〇山崎民間住宅施策推進担当部長 マンションの再生は、管理組合がみずからの責任と努力により取り組むのが基本でございます。

 室内の専有部分は、区分所有者個人の財産でございますので、そのリニューアルに対して行政が関与すべきではないと考えておりますが、共用部分につきましては、マンションの長寿命化にも資する適正な維持管理や耐震改修等を促進することにより、地域の良好な生活環境の確保や建物の倒壊による道路閉塞の防止を図るなど、公共性の観点から支援を行っているところでございます。

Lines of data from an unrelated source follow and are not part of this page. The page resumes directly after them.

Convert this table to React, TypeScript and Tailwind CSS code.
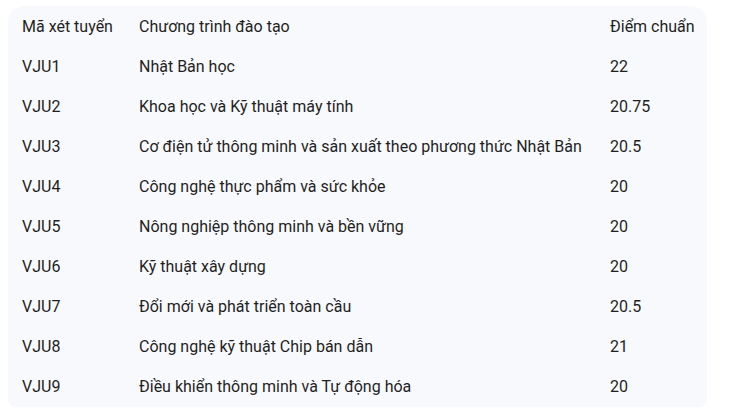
const rows = [
  { code: 'VJU1', name: 'Nhật Bản học', score: '22' },
  { code: 'VJU2', name: 'Khoa học và Kỹ thuật máy tính', score: '20.75' },
  { code: 'VJU3', name: 'Cơ điện tử thông minh và sản xuất theo phương thức Nhật Bản', score: '20.5' },
  { code: 'VJU4', name: 'Công nghệ thực phẩm và sức khỏe', score: '20' },
  { code: 'VJU5', name: 'Nông nghiệp thông minh và bền vững', score: '20' },
  { code: 'VJU6', name: 'Kỹ thuật xây dựng', score: '20' },
  { code: 'VJU7', name: 'Đổi mới và phát triển toàn cầu', score: '20.5' },
  { code: 'VJU8', name: 'Công nghệ kỹ thuật Chip bán dẫn', score: '21' },
  { code: 'VJU9', name: 'Điều khiển thông minh và Tự động hóa', score: '20' },
]

export default function App() {
  return (
    <div className="w-[730px] h-[410px] bg-white pt-[6px] pl-2 font-['Roboto',sans-serif] text-[16px] text-[#1f1f1f]">
      <div className="w-[699px] pt-px rounded-t-2xl rounded-b-lg bg-[#f8f9fc]">
        <div className="grid grid-cols-[117px_471px_1fr] h-10 items-center pl-[14px]">
          <span>Mã xét tuyển</span>
          <span>Chương trình đào tạo</span>
          <span>Điểm chuẩn</span>
        </div>
        {rows.map((r) => (
          <div key={r.code} className="grid grid-cols-[117px_471px_1fr] h-10 items-center pl-[14px]">
            <span>{r.code}</span>
            <span>{r.name}</span>
            <span>{r.score}</span>
          </div>
        ))}
      </div>
    </div>
  )
}
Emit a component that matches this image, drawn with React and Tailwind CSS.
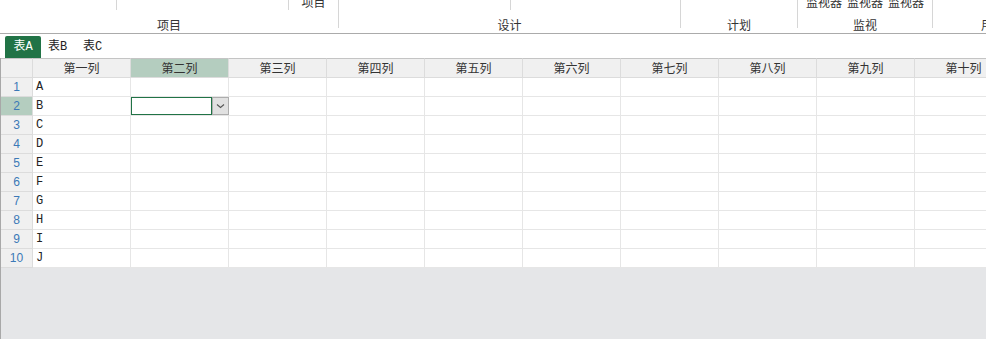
const cjk = "font-['Noto_Sans_CJK_SC',sans-serif]";
const mono = "font-['Liberation_Mono','Noto_Sans_CJK_SC',monospace]";

const columns = ['第一列', '第二列', '第三列', '第四列', '第五列', '第六列', '第七列', '第八列', '第九列', '第十列'];
const rows = ['A', 'B', 'C', 'D', 'E', 'F', 'G', 'H', 'I', 'J'];

const Sep = () => <div className="w-px h-[28px] bg-[#d6d6d6] flex-none" />;
const SubSep = () => <div className="w-px h-[10px] bg-[#d6d6d6] flex-none" />;

const Label = ({ children }) => (
    <div className="mt-[7px] leading-[16px] text-[12px] text-[#333] text-center whitespace-nowrap">{children}</div>
);

const Ribbon = () => (
    <div className={`flex h-[34px] border-b border-[#ababab] overflow-hidden bg-white ${cjk}`}>
        {/* 项目 */}
        <div className="w-[338px] flex-none flex flex-col">
            <div className="h-[10px] flex items-end">
                <div className="w-[116px] flex-none" />
                <SubSep />
                <div className="w-[171px] flex-none" />
                <SubSep />
                <div className="flex-1 text-center text-[12px] leading-[16px] text-[#333]">项目</div>
            </div>
            <Label>项目</Label>
        </div>
        <Sep />
        {/* 设计 */}
        <div className="w-[341px] flex-none flex flex-col">
            <div className="h-[10px] flex items-end">
                <div className="w-[171px] flex-none" />
                <SubSep />
                <div className="flex-1" />
            </div>
            <Label>设计</Label>
        </div>
        <Sep />
        {/* 计划 */}
        <div className="w-[116px] flex-none flex flex-col">
            <div className="h-[10px]" />
            <Label>计划</Label>
        </div>
        <Sep />
        {/* 监视 */}
        <div className="w-[134px] flex-none flex flex-col">
            <div className="h-[10px] flex items-end justify-center gap-[5px] text-[12px] leading-[16px] text-[#333]">
                <span>监视器</span>
                <span>监视器</span>
                <span>监视器</span>
            </div>
            <Label>监视</Label>
        </div>
        <Sep />
        <div className="w-[120px] flex-none flex flex-col">
            <div className="h-[10px]" />
            <Label>用户</Label>
        </div>
    </div>
);

const Tabs = () => (
    <div className={`h-[24px] flex items-end pl-[5px] bg-white ${mono} text-[12px]`}>
        <div className="w-[36px] h-[22px] flex items-center justify-center bg-[#217346] text-white rounded-t-[2px]">表A</div>
        <div className="w-[33px] h-[22px] flex items-center justify-center text-[#222]">表B</div>
        <div className="w-[37px] h-[22px] flex items-center justify-center text-[#222]">表C</div>
    </div>
);

const Editor = () => (
    <div className="flex h-full -mr-px">
        <div className="flex-1 border border-[#217346] bg-white" />
        <div className="w-[17px] flex-none flex items-center justify-center bg-[#e1e1e1] border border-[#adadad]">
            <svg width="9" height="6" viewBox="0 0 9 6" fill="none">
                <path d="M1 1.5 L4.5 4.5 L8 1.5" stroke="#555" strokeWidth="1.1" />
            </svg>
        </div>
    </div>
);

const Grid = () => (
    <div className="border-l border-[#a8a8a8] flex-1 flex flex-col overflow-hidden">
        <div className="grid grid-cols-[32px_repeat(10,98px)] w-max bg-white">
            {/* header */}
            <div className="h-[20px] bg-[#f0f0f0] border-t border-[#c4c4c4] border-r border-b border-r-[#dcdcdc] border-b-[#dcdcdc]" />
            {columns.map((c, i) => (
                <div
                    key={c}
                    className={`h-[20px] flex items-center justify-center border-t border-[#c4c4c4] border-r border-b border-r-[#dcdcdc] border-b-[#dcdcdc] ${cjk} text-[12px] text-[#333] ${
                        i === 1 ? 'bg-[#b4cdbf]' : 'bg-[#f0f0f0]'
                    }`}
                >
                    {c}
                </div>
            ))}
            {rows.map((r, ri) => (
                <div key={r} className="contents">
                    <div
                        className={`h-[19px] flex items-center justify-center border-r border-b border-[#dcdcdc] text-[12px] text-[#3b79b7] font-['Liberation_Sans',sans-serif] ${
                            ri === 1 ? 'bg-[#b4cdbf]' : 'bg-[#f0f0f0]'
                        }`}
                    >
                        {ri + 1}
                    </div>
                    {columns.map((c, ci) => (
                        <div key={c} className="h-[19px] border-r border-b border-[#e6e6e6]">
                            {ci === 0 && (
                                <div className={`pl-[3px] leading-[18px] text-[12px] text-[#222] ${mono}`}>{r}</div>
                            )}
                            {ci === 1 && ri === 1 && <Editor />}
                        </div>
                    ))}
                </div>
            ))}
        </div>
        <div className="flex-1 bg-[#e5e6e8]" />
    </div>
);

export default function App() {
    return (
        <div className="w-[986px] h-[339px] flex flex-col bg-white overflow-hidden">
            <Ribbon />
            <Tabs />
            <Grid />
        </div>
    );
}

〇曽根委員 この分野こそ公共性の観点と同時に、市場の中にこういう多くのマンションが、恐らく今後選ぶであろう専有部分も含めたリニューアル再生の道と、これにふさわしいさまざまなモデル、やり方を提供していくという、これは市場の力もかりて大いにやるべきだと私は思っております。こういう点でも力を発揮していただきたい。
 最後に、私は、マンションの再生の中で、自然エネルギー、再生可能エネルギーの普及が急速に進む可能性があると思いますが、こういった事業に組み込める仕組みづくりを、例えば東京都でいえば環境局などとも連携して検討すべきですが、いかがでしょうか。

〇山崎民間住宅施策推進担当部長 都はこれまでも、都市開発諸制度を活用して、マンションの建てかえを行う場合には、再生可能エネルギーの利用に努めるよう誘導しております。また、環境局が実施しておりますマンション環境性能表示や助成制度について、管理組合向けのパンフレットで紹介するなど、連携して、マンションにおける再生可能エネルギーの普及に取り組んでおります。

〇曽根委員 最後に、こうした今後のエネルギーの問題などは、私は、都民が多く参加できるようなエネルギーの開発が進められないと、なかなか普及しないだろうと思います。

 そういう点では、都が果たすマンション分野でのエネルギー開発の問題は大変大きいと思いますので、引き続き積極的に、さらに積極的に取り組むよう求めて、質問を終わります。